The tactic subst substitutes a variable defined in the context, and clears both the variable and the hypothesis. The tactic substvars substitutes all the variables in the context.

import data.nat
open nat

variables a b c d : ℕ

example (Ha : a = b + c) : c + a = c + (b + c) :=
by subst a

example (Ha : a = b + c) (Hd : d = b) : a + d = b + c + d :=
by subst [a, d]

example (Ha : a = b + c) (Hd : d = b) : a + d = b + c + d :=
by substvars

example (Ha : a = b + c) (Hd : b = d) : a + d = d + c + d :=
by substvars

example (Hd : b = d) (Ha : a = b + c) : a + d = d + c + d :=
by substvars

A number of tactics are designed to help construct elements of inductive types. For example constructor <i> constructs an element of an inductive type by applying the ith constructor; constructor alone applies the first constructor that succeeds. The tactic split can only be applied to inductive types with only one constructor, and is then equivalent to constructor 1. Similarly, left and right are designed for use with inductive types with two constructors, and are then equivalent to constructor 1 and constructor 2, respectively. Here are prototypical examples:

variables p q : Prop

example (Hp : p) (Hq : q) : p ∧ q :=
by split; exact Hp; exact Hq

example (Hp : p) (Hq : q) : p ∧ q :=
by split; repeat assumption

example (Hp : p) : p ∨ q :=
by constructor; assumption

example (Hq : q) : p ∨ q :=
by constructor; assumption

example (Hp : p) : p ∨ q :=
by constructor 1; assumption

example (Hq : q) : p ∨ q :=
by constructor 2; assumption

example (Hp : p) : p ∨ q :=
by left; assumption

example (Hq : q) : p ∨ q :=
by right; assumption

The tactic existsi is similar to constructor 1, but it allows us to provide an argument, as is commonly done with when introducing an element of an exists or sigma type.

import data.nat
open nat

example : ∃ x : ℕ, x > 2 :=
by existsi 3; exact dec_trivial

example (B : ℕ → Type) (b : B 2) : Σ x : ℕ, B x :=
by existsi 2; assumption

The injection tactic makes use of the fact that constructors to an inductive type are injective:

import data.nat
open nat

example (x y : ℕ) (H : succ x = succ y) : x = y :=
by injection H with H'; exact H'

example (x y : ℕ) (H : succ x = succ y) : x = y :=
by injection H; assumption

The first version gives the name the consequence of applying injectivity to the hypothesis H. The second version lets Lean choose the name.

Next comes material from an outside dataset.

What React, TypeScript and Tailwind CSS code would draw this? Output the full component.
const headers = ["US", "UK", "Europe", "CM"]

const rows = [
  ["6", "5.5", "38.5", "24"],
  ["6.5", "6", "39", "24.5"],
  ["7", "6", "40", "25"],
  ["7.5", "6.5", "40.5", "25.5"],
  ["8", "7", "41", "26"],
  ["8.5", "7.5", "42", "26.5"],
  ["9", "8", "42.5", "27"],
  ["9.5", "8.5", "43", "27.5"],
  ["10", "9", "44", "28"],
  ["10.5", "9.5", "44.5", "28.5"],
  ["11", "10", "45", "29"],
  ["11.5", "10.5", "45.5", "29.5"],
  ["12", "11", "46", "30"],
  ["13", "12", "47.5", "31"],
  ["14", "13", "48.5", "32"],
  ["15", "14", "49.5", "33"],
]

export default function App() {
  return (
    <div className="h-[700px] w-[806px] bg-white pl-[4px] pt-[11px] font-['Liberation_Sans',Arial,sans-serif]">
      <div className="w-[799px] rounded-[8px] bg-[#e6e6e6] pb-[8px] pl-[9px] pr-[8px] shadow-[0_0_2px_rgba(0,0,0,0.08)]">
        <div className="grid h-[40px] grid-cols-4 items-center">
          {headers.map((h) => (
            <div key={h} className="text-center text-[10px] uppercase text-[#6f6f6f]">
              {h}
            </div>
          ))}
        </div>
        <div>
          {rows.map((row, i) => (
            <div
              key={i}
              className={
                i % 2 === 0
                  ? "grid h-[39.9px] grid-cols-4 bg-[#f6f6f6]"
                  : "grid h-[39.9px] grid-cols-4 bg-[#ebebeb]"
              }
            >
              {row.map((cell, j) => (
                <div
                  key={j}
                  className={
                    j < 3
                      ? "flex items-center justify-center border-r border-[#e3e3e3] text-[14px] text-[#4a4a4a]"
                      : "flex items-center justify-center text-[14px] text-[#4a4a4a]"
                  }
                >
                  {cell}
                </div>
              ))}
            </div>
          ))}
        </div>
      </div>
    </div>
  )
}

The tactics reflexivity, symmetry, and transitivity work not just for equality, but also for any relation with a corresponding theorem marked with the attribute refl, symm, or trans, respectively. Here is an example of their use:

variables (A : Type) (a b c d : A)

example (H₁ : a = b) (H₂ : c = b) (H₃ : c = d) : a = d :=
by transitivity b; assumption; transitivity c; symmetry; assumption; assumption

The contradiction tactic closes a goal when contradictory hypotheses have been derived:

variables p q : Prop

example (Hp : p) (Hnp : ¬ p) : q :=
by contradiction

Similarly, exfalso and trivial implement “ex falso quodlibet” and the introduction rule for true, respectively.

Combinators

Combinators are used to combine tactics. The most basic one is the and_then combinator, written with a semicolon (;), which applies tactics successively.

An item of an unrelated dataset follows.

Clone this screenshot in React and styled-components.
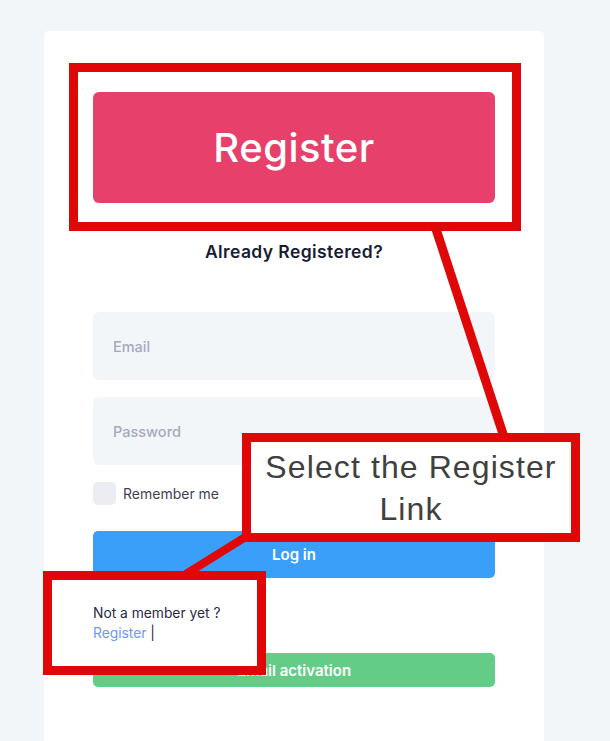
import React from "react";
import styled, { createGlobalStyle } from "styled-components";

const GlobalStyle = createGlobalStyle`
  html, body {
    margin: 0;
    padding: 0;
    background: #f3f6f9;
  }
  * {
    box-sizing: border-box;
  }
`;

const FONT = `Inter, "Noto Sans", sans-serif`;
const ANNOT_RED = "#df0707";

export default function App() {
  return (
    <Page>
      <GlobalStyle />
      <Card>
        <RegisterButton>Register</RegisterButton>
        <Heading>Already Registered?</Heading>
        <Form>
          <Field placeholder="Email" />
          <Field placeholder="Password" type="password" />
          <CheckRow>
            <CheckBox />
            <CheckLabel>Remember me</CheckLabel>
          </CheckRow>
          <ActionButton $bg="#3a9ff9" $height={47} $top={26}>
            Log in
          </ActionButton>
          <Member>
            <span>Not a member yet ?</span>
            <span>
              <MemberLink>Register</MemberLink> |
            </span>
          </Member>
          <ActionButton $bg="#63cd87" $height={34} $top={10}>
            Email activation
          </ActionButton>
        </Form>
      </Card>

      <Lines width="610" height="741" viewBox="0 0 610 741">
        <line x1="435" y1="226" x2="504" y2="437" stroke={ANNOT_RED} strokeWidth="9" />
        <line x1="247" y1="536" x2="186" y2="574" stroke={ANNOT_RED} strokeWidth="8" />
      </Lines>

      <AnnotBox $x={69} $y={63} $w={452} $h={168} />
      <AnnotBox $x={242} $y={433} $w={338} $h={109} $fill>
        <CalloutText>
          Select the Register
          <br />
          Link
        </CalloutText>
      </AnnotBox>
      <AnnotBox $x={43} $y={571} $w={223} $h={104} $fill />
    </Page>
  );
}

const Page = styled.div`
  position: relative;
  width: 610px;
  height: 741px;
  overflow: hidden;
  background: #f3f6f9;
  font-family: ${FONT};
`;

const Card = styled.div`
  margin: 31px 0 0 44px;
  width: 500px;
  height: 720px;
  background: #ffffff;
  border-radius: 5px 5px 0 0;
  padding: 61px 49px 0;
  display: flex;
  flex-direction: column;
`;

const RegisterButton = styled.button`
  height: 111px;
  width: 100%;
  border: none;
  border-radius: 6px;
  background: #e6406b;
  color: #ffffff;
  font-family: ${FONT};
  font-size: 40px;
  font-weight: 500;
  letter-spacing: 0.5px;
`;

const Heading = styled.h3`
  margin: 37px 0 0;
  text-align: center;
  font-size: 17.5px;
  line-height: 24px;
  font-weight: 600;
  letter-spacing: 0.4px;
  color: #181c32;
`;

const Form = styled.div`
  margin-top: 48px;
  display: flex;
  flex-direction: column;
`;

const Field = styled.input`
  height: 68px;
  width: 100%;
  border: none;
  border-radius: 6px;
  background: #f3f6f9;
  padding: 0 20px;
  margin-bottom: 17px;
  font-family: ${FONT};
  font-size: 14.5px;
  outline: none;

  &::placeholder {
    color: #a5a9bd;
    font-weight: 500;
  }
`;

const CheckRow = styled.label`
  display: flex;
  align-items: center;
  gap: 7px;
  height: 23px;
`;

const CheckBox = styled.span`
  width: 23px;
  height: 23px;
  border-radius: 5px;
  background: #ebedf3;
`;

const CheckLabel = styled.span`
  font-size: 14px;
  color: #3f4254;
`;

const ActionButton = styled.button`
  margin-top: ${({ $top }) => $top}px;
  height: ${({ $height }) => $height}px;
  width: 100%;
  border: none;
  border-radius: 5px;
  background: ${({ $bg }) => $bg};
  color: #ffffff;
  font-family: ${FONT};
  font-size: 15px;
  font-weight: 600;
`;

const Member = styled.div`
  position: relative;
  z-index: 3;
  margin-top: 25px;
  display: flex;
  flex-direction: column;
  font-size: 13.8px;
  line-height: 20px;
  color: #2a2a44;
`;

const MemberLink = styled.a`
  color: #6f97f5;
`;

const Lines = styled.svg`
  position: absolute;
  left: 0;
  top: 0;
  z-index: 2;
  pointer-events: none;
`;

const AnnotBox = styled.div`
  position: absolute;
  z-index: 2;
  left: ${({ $x }) => $x}px;
  top: ${({ $y }) => $y}px;
  width: ${({ $w }) => $w}px;
  height: ${({ $h }) => $h}px;
  border: 9px solid ${ANNOT_RED};
  background: ${({ $fill }) => ($fill ? "#ffffff" : "transparent")};
  display: flex;
  align-items: center;
  justify-content: center;
`;

const CalloutText = styled.div`
  font-family: "Liberation Sans", Arial, sans-serif;
  font-size: 32px;
  line-height: 42px;
  letter-spacing: 1.1px;
  color: #404040;
  text-align: center;
`;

The par combinator, written with a vertical bar (|), tries one tactic and then the other, using the first one that succeeds. The repeat tactic applies a tactic repeatedly. Here is an example of these in use:

example (a b c d : Prop) : a ∧ b ∧ c ∧ d ↔ d ∧ c ∧ b ∧ a :=
begin
  apply iff.intro,
  repeat (intro H; repeat (cases H with [H', H] | apply and.intro | assumption))
end

Here is another one:

import data.set
open set function eq.ops

variables {X Y Z : Type}

lemma image_comp (f : Y → X) (g : X → Y) (a : set X) : (f ∘ g) ' a = f ' (g ' a) :=
set.ext (take z,
  iff.intro
    (assume Hz,
      obtain x Hx₁ Hx₂, from Hz,
      by repeat (apply mem_image | assumption | reflexivity))
    (assume Hz,
      obtain y [x Hz₁ Hz₂] Hy₂, from Hz,
      by repeat (apply mem_image | assumption | esimp [comp] | rewrite Hz₂)))

Finally, some tactics can be used to “debug” a tactic proof by printing output to the screen when Lean is run from the command line. The command trace produces the given output, state shows the current goal, now fails if there are any current goals, and check_expr t displays the type of the expression in the context of the current goal.

open tactic

theorem tst {A B : Prop} (H1 : A) (H2 : B) : A :=
by (trace "first";  state; now  |
       trace "second"; state; fail |
       trace "third";  assumption)

Other tactics can be used to manipulate goals. For example, rotate_left or rotate_right followed by a number rotates through the goals. The tactic rotate is equivalent to rotate_left.